新システムREVESは川崎港で2010年11月から端末4台で本稼働。現在横浜港でもテスト中で、新年度から名古屋、門司、大阪、またタイ、シンガポールなど海外に展開する構想もある。

「紙も目視の照合作業もなくなり、従来2人1組で行っていた作業が1人でよく、風雨でも平気で携帯電話感覚で使えると、現場作業者はとても喜んでいます」と内山課長は続ける。
「当初は抵抗感もあったようですが、テストで実際に使ってもらったら若い作業者は『こちらの方が探しやすい』とすぐに納得してくれました。画面は日光の下でもくっきりと見やすいんです」
投資額は端末システム開発費を除き(上位システムは社内製)、端末4台と無線LANシステム等の最小構成で60万円からと、非常にリーズナブルだ。

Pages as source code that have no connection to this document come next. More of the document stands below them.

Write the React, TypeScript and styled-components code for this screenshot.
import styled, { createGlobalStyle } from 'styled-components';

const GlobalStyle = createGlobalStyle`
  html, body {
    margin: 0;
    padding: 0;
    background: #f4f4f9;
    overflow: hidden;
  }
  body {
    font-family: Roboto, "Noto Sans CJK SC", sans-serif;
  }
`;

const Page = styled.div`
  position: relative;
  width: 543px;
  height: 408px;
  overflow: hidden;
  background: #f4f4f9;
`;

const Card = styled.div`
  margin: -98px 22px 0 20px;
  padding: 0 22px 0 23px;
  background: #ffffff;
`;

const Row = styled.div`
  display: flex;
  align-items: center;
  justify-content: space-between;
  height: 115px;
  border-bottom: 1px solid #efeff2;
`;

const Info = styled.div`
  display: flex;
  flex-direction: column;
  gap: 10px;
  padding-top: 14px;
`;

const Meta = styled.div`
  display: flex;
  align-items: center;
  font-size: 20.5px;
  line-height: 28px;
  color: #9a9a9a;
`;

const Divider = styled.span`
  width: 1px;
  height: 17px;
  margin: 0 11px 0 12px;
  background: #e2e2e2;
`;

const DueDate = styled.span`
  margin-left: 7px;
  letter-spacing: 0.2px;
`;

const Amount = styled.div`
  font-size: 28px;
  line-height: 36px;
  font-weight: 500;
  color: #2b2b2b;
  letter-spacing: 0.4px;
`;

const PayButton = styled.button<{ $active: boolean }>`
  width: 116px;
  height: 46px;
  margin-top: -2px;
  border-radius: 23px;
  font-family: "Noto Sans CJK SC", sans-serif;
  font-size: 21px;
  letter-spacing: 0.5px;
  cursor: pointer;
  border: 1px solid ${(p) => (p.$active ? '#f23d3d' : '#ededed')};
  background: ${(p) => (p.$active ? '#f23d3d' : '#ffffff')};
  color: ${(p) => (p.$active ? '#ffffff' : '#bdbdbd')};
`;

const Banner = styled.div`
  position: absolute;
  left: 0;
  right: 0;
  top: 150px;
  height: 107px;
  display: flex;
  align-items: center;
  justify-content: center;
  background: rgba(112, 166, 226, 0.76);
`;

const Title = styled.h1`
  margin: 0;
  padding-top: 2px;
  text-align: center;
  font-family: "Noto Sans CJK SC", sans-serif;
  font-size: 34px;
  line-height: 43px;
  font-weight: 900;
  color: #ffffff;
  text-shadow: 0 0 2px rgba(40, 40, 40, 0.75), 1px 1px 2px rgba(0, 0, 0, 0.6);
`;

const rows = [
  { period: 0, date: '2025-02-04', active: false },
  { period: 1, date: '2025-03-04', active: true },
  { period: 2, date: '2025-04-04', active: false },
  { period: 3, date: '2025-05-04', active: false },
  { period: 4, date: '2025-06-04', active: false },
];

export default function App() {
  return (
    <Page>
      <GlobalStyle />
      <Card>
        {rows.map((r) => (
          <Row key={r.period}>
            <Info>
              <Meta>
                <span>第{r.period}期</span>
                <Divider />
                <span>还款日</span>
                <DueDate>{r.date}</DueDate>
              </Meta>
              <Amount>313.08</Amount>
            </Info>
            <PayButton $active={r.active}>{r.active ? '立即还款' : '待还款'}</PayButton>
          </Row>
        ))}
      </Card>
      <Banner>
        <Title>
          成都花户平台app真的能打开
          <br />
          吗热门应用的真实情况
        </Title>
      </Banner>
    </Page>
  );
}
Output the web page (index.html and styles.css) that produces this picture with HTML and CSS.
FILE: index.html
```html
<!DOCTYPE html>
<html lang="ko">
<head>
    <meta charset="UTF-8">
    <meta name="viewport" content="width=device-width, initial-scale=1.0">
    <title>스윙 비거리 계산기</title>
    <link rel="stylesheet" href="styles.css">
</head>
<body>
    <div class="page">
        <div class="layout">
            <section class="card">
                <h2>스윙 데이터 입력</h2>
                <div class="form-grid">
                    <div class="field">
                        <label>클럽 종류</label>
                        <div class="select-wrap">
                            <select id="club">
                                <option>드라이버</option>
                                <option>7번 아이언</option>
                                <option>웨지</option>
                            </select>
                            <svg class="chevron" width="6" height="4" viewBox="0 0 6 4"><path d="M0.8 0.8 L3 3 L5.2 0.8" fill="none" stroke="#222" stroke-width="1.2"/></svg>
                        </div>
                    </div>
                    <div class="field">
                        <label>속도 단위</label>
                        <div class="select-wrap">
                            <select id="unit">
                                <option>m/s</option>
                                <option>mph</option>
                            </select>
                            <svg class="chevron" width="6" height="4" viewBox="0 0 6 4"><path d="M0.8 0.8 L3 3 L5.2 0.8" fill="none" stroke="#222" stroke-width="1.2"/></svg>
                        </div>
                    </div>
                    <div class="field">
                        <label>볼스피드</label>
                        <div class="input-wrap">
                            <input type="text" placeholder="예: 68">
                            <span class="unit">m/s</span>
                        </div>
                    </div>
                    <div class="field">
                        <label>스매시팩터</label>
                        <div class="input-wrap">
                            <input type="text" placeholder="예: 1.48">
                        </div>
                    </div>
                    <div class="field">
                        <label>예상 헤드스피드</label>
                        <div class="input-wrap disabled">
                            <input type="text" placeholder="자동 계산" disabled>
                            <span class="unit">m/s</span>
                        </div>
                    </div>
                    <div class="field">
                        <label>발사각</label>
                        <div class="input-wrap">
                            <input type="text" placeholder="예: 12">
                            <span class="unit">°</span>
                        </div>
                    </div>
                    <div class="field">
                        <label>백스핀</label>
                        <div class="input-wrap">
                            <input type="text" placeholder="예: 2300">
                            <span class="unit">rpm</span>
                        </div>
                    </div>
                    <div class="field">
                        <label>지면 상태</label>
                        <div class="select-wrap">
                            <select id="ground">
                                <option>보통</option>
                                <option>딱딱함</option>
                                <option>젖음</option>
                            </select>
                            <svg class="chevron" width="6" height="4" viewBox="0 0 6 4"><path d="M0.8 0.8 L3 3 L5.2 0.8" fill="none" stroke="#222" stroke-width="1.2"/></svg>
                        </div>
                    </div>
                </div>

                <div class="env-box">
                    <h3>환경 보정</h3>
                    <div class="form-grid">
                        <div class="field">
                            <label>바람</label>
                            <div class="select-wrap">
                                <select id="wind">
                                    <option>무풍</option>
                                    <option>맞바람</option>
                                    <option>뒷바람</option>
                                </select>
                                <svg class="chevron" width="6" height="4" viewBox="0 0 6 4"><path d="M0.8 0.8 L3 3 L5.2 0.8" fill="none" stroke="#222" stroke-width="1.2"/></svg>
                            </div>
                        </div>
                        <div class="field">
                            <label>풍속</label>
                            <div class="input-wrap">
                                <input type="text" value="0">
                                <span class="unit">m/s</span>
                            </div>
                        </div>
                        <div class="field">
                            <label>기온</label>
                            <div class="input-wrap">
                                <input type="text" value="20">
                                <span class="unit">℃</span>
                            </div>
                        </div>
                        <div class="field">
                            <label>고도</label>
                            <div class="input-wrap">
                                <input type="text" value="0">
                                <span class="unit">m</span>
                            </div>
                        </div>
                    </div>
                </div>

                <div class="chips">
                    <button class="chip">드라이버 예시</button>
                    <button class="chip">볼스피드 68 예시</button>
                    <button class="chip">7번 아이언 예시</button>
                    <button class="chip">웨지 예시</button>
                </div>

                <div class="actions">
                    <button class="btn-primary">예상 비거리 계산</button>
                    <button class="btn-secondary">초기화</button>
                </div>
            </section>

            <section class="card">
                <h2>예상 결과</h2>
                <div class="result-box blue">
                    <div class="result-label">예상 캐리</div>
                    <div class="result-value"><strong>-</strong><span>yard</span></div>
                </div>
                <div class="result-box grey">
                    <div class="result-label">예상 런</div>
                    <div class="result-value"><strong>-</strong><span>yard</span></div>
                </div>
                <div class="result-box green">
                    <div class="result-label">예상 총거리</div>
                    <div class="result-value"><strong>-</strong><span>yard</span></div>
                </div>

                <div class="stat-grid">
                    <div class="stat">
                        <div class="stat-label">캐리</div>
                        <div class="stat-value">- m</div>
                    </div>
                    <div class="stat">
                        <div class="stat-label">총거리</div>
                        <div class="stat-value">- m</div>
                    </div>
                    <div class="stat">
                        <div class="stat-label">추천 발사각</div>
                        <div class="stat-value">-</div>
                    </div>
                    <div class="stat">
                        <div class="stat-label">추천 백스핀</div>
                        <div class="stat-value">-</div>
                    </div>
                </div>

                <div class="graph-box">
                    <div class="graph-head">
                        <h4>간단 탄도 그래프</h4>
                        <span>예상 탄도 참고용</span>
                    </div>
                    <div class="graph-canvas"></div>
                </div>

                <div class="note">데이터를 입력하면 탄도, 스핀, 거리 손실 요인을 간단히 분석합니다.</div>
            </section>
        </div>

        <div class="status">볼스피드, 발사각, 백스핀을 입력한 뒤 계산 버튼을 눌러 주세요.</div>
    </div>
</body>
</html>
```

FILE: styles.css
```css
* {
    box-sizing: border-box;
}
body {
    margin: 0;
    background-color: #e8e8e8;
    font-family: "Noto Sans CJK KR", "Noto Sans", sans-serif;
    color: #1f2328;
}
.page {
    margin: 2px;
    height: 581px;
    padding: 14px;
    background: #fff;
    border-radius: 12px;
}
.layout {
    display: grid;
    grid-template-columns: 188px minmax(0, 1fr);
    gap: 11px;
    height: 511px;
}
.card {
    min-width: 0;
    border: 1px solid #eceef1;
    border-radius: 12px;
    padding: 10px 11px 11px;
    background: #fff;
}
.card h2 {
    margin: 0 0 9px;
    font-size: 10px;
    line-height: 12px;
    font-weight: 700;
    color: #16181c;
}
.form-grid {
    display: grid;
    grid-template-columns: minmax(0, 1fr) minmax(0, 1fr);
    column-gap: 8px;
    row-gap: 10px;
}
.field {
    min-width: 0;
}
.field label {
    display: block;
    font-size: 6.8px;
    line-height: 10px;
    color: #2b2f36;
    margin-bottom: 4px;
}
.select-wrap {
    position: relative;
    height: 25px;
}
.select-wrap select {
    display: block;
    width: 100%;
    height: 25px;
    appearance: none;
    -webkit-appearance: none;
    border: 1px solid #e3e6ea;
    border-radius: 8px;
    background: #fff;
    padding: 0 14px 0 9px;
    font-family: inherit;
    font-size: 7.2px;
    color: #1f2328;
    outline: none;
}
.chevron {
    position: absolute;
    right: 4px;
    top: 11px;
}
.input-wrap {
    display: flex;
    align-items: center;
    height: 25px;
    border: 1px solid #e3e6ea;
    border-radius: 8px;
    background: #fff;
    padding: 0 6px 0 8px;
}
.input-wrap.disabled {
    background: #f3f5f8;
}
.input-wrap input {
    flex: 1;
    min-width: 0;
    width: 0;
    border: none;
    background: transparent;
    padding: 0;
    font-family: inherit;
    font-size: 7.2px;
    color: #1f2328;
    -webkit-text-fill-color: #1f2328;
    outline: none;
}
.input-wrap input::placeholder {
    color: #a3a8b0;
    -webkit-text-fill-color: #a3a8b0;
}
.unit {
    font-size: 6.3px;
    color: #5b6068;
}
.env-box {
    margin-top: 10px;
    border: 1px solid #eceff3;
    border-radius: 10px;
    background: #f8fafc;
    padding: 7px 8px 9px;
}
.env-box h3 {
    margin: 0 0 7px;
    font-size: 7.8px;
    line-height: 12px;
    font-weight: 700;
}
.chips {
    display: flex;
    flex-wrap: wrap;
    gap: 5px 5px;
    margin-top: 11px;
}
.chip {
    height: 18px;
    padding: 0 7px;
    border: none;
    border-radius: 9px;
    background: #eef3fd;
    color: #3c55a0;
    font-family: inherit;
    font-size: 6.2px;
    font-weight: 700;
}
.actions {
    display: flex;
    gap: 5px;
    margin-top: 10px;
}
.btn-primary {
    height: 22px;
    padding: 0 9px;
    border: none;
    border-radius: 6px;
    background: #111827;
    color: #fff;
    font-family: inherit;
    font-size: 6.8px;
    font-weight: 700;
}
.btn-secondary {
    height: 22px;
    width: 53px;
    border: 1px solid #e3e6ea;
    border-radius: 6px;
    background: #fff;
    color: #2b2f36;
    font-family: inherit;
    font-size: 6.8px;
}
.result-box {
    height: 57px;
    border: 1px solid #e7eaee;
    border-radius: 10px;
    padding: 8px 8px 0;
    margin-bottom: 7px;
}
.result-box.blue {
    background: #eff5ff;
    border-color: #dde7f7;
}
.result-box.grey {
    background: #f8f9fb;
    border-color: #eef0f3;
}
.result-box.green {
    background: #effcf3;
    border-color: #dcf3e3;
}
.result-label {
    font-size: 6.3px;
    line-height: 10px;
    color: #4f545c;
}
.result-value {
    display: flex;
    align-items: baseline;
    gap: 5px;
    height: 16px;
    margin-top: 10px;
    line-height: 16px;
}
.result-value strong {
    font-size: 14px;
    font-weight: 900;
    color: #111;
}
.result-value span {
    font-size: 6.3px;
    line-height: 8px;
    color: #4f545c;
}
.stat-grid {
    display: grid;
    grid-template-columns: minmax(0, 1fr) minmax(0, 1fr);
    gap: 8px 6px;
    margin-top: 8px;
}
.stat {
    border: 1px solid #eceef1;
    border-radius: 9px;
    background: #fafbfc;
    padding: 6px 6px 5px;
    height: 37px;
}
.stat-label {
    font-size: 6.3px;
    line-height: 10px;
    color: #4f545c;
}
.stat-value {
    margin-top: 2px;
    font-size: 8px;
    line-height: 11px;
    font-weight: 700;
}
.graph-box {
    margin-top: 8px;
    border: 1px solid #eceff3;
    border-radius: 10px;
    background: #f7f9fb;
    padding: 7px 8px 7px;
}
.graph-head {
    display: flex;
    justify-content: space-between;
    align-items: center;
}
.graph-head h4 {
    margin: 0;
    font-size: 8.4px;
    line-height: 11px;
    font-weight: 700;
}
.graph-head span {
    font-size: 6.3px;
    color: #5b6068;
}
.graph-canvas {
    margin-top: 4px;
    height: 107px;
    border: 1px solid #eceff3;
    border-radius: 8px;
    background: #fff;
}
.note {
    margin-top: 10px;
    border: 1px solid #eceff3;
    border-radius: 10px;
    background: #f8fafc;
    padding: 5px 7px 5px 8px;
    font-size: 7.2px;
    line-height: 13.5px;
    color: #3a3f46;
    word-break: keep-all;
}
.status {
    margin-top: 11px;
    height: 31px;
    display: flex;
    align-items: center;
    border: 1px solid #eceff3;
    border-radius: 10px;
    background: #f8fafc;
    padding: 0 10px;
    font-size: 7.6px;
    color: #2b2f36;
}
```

今後は「バーコード読み取り機能をぜひ活用したい」と内山課長は展望する。「新車の管理票のバーコードをこの端末システムで管理できれば、一層の効率化・正確化が可能になる。将来的にはコンテナ管理への応用も含め、より優れたサービスで差別化したいと考えています」
協会では新システムを武器に、検数など基本業務以外の分野にも進出し、新しい物流ニーズに応えていく計画だ。